--- INFORMATION PROVIDED ---

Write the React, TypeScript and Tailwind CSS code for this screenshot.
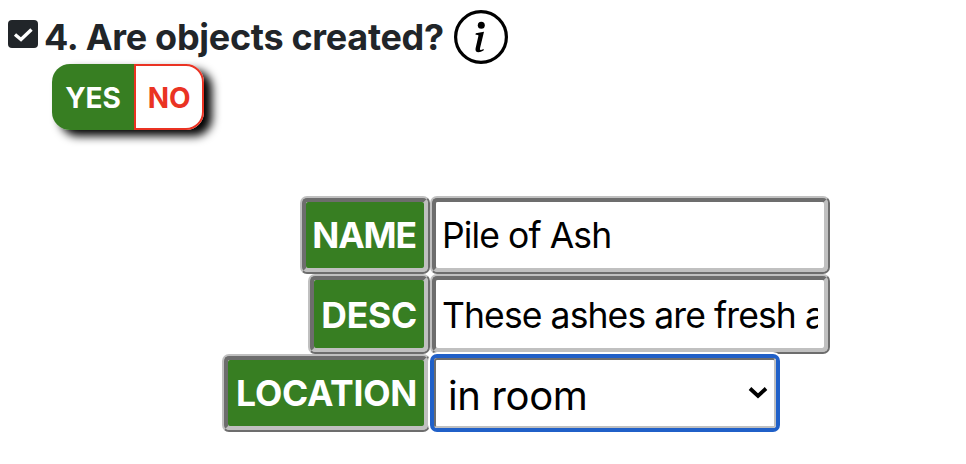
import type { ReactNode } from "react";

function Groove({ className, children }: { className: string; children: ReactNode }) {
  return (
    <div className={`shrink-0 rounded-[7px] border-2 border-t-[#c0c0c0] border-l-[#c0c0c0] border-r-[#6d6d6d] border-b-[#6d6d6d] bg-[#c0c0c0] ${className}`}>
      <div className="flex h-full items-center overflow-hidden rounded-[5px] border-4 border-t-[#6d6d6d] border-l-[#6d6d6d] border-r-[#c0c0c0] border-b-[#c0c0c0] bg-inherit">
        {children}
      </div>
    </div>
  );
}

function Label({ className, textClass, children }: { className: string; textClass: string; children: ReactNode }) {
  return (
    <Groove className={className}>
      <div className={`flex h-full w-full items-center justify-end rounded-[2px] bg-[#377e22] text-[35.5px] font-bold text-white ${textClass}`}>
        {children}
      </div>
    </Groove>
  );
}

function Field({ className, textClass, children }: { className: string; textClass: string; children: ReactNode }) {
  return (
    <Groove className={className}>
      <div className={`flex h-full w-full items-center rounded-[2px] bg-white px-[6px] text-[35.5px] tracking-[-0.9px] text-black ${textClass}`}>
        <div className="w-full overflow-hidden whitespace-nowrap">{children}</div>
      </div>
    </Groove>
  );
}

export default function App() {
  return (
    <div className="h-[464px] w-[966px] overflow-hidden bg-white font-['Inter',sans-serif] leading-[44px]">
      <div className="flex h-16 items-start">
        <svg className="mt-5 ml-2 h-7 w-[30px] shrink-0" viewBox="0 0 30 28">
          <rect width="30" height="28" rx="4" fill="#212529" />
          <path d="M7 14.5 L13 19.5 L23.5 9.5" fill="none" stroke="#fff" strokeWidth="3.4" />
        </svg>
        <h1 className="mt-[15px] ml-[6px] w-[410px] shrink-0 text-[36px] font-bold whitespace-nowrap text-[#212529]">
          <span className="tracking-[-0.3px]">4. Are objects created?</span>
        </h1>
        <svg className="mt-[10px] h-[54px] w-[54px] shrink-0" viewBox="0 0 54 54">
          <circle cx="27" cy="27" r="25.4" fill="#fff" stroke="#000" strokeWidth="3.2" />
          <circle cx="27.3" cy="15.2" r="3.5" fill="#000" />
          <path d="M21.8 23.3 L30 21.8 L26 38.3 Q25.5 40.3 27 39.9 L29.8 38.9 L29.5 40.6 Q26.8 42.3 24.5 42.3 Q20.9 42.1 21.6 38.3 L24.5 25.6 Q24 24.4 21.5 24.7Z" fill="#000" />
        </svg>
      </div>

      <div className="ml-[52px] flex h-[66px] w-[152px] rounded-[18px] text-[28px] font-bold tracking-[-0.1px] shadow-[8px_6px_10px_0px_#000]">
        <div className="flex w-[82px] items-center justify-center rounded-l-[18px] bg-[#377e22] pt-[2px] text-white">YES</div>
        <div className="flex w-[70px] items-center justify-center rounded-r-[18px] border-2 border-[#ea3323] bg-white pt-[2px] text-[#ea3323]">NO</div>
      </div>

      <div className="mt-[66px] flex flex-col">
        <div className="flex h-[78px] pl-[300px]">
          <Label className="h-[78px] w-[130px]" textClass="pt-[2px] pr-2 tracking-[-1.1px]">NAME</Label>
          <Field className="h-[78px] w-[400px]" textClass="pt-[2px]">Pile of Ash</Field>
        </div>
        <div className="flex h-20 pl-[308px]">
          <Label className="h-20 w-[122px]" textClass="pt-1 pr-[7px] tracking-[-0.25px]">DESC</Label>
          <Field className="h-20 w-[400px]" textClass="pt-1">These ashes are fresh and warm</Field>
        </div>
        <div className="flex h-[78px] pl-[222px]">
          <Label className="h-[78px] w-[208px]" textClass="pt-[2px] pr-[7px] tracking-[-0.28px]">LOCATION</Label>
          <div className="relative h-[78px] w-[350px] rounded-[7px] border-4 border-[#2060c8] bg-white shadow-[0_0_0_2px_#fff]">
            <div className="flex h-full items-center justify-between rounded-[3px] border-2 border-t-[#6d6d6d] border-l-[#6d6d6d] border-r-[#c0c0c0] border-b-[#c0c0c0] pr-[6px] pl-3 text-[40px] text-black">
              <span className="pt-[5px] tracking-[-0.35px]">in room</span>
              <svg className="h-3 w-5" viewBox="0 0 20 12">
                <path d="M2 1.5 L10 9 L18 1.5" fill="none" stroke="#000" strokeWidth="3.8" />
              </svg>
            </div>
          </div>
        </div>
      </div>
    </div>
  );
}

---

▶ **THE EXERCISE**
Without the pictures, output the full listing exactly as it stands.

▶ **REPLY**
Write the React, TypeScript and Tailwind CSS code for this screenshot.
import type { ReactNode } from "react";

function Groove({ className, children }: { className: string; children: ReactNode }) {
  return (
    <div className={`shrink-0 rounded-[7px] border-2 border-t-[#c0c0c0] border-l-[#c0c0c0] border-r-[#6d6d6d] border-b-[#6d6d6d] bg-[#c0c0c0] ${className}`}>
      <div className="flex h-full items-center overflow-hidden rounded-[5px] border-4 border-t-[#6d6d6d] border-l-[#6d6d6d] border-r-[#c0c0c0] border-b-[#c0c0c0] bg-inherit">
        {children}
      </div>
    </div>
  );
}

function Label({ className, textClass, children }: { className: string; textClass: string; children: ReactNode }) {
  return (
    <Groove className={className}>
      <div className={`flex h-full w-full items-center justify-end rounded-[2px] bg-[#377e22] text-[35.5px] font-bold text-white ${textClass}`}>
        {children}
      </div>
    </Groove>
  );
}

function Field({ className, textClass, children }: { className: string; textClass: string; children: ReactNode }) {
  return (
    <Groove className={className}>
      <div className={`flex h-full w-full items-center rounded-[2px] bg-white px-[6px] text-[35.5px] tracking-[-0.9px] text-black ${textClass}`}>
        <div className="w-full overflow-hidden whitespace-nowrap">{children}</div>
      </div>
    </Groove>
  );
}

export default function App() {
  return (
    <div className="h-[464px] w-[966px] overflow-hidden bg-white font-['Inter',sans-serif] leading-[44px]">
      <div className="flex h-16 items-start">
        <svg className="mt-5 ml-2 h-7 w-[30px] shrink-0" viewBox="0 0 30 28">
          <rect width="30" height="28" rx="4" fill="#212529" />
          <path d="M7 14.5 L13 19.5 L23.5 9.5" fill="none" stroke="#fff" strokeWidth="3.4" />
        </svg>
        <h1 className="mt-[15px] ml-[6px] w-[410px] shrink-0 text-[36px] font-bold whitespace-nowrap text-[#212529]">
          <span className="tracking-[-0.3px]">4. Are objects created?</span>
        </h1>
        <svg className="mt-[10px] h-[54px] w-[54px] shrink-0" viewBox="0 0 54 54">
          <circle cx="27" cy="27" r="25.4" fill="#fff" stroke="#000" strokeWidth="3.2" />
          <circle cx="27.3" cy="15.2" r="3.5" fill="#000" />
          <path d="M21.8 23.3 L30 21.8 L26 38.3 Q25.5 40.3 27 39.9 L29.8 38.9 L29.5 40.6 Q26.8 42.3 24.5 42.3 Q20.9 42.1 21.6 38.3 L24.5 25.6 Q24 24.4 21.5 24.7Z" fill="#000" />
        </svg>
      </div>

      <div className="ml-[52px] flex h-[66px] w-[152px] rounded-[18px] text-[28px] font-bold tracking-[-0.1px] shadow-[8px_6px_10px_0px_#000]">
        <div className="flex w-[82px] items-center justify-center rounded-l-[18px] bg-[#377e22] pt-[2px] text-white">YES</div>
        <div className="flex w-[70px] items-center justify-center rounded-r-[18px] border-2 border-[#ea3323] bg-white pt-[2px] text-[#ea3323]">NO</div>
      </div>

      <div className="mt-[66px] flex flex-col">
        <div className="flex h-[78px] pl-[300px]">
          <Label className="h-[78px] w-[130px]" textClass="pt-[2px] pr-2 tracking-[-1.1px]">NAME</Label>
          <Field className="h-[78px] w-[400px]" textClass="pt-[2px]">Pile of Ash</Field>
        </div>
        <div className="flex h-20 pl-[308px]">
          <Label className="h-20 w-[122px]" textClass="pt-1 pr-[7px] tracking-[-0.25px]">DESC</Label>
          <Field className="h-20 w-[400px]" textClass="pt-1">These ashes are fresh and warm</Field>
        </div>
        <div className="flex h-[78px] pl-[222px]">
          <Label className="h-[78px] w-[208px]" textClass="pt-[2px] pr-[7px] tracking-[-0.28px]">LOCATION</Label>
          <div className="relative h-[78px] w-[350px] rounded-[7px] border-4 border-[#2060c8] bg-white shadow-[0_0_0_2px_#fff]">
            <div className="flex h-full items-center justify-between rounded-[3px] border-2 border-t-[#6d6d6d] border-l-[#6d6d6d] border-r-[#c0c0c0] border-b-[#c0c0c0] pr-[6px] pl-3 text-[40px] text-black">
              <span className="pt-[5px] tracking-[-0.35px]">in room</span>
              <svg className="h-3 w-5" viewBox="0 0 20 12">
                <path d="M2 1.5 L10 9 L18 1.5" fill="none" stroke="#000" strokeWidth="3.8" />
              </svg>
            </div>
          </div>
        </div>
      </div>
    </div>
  );
}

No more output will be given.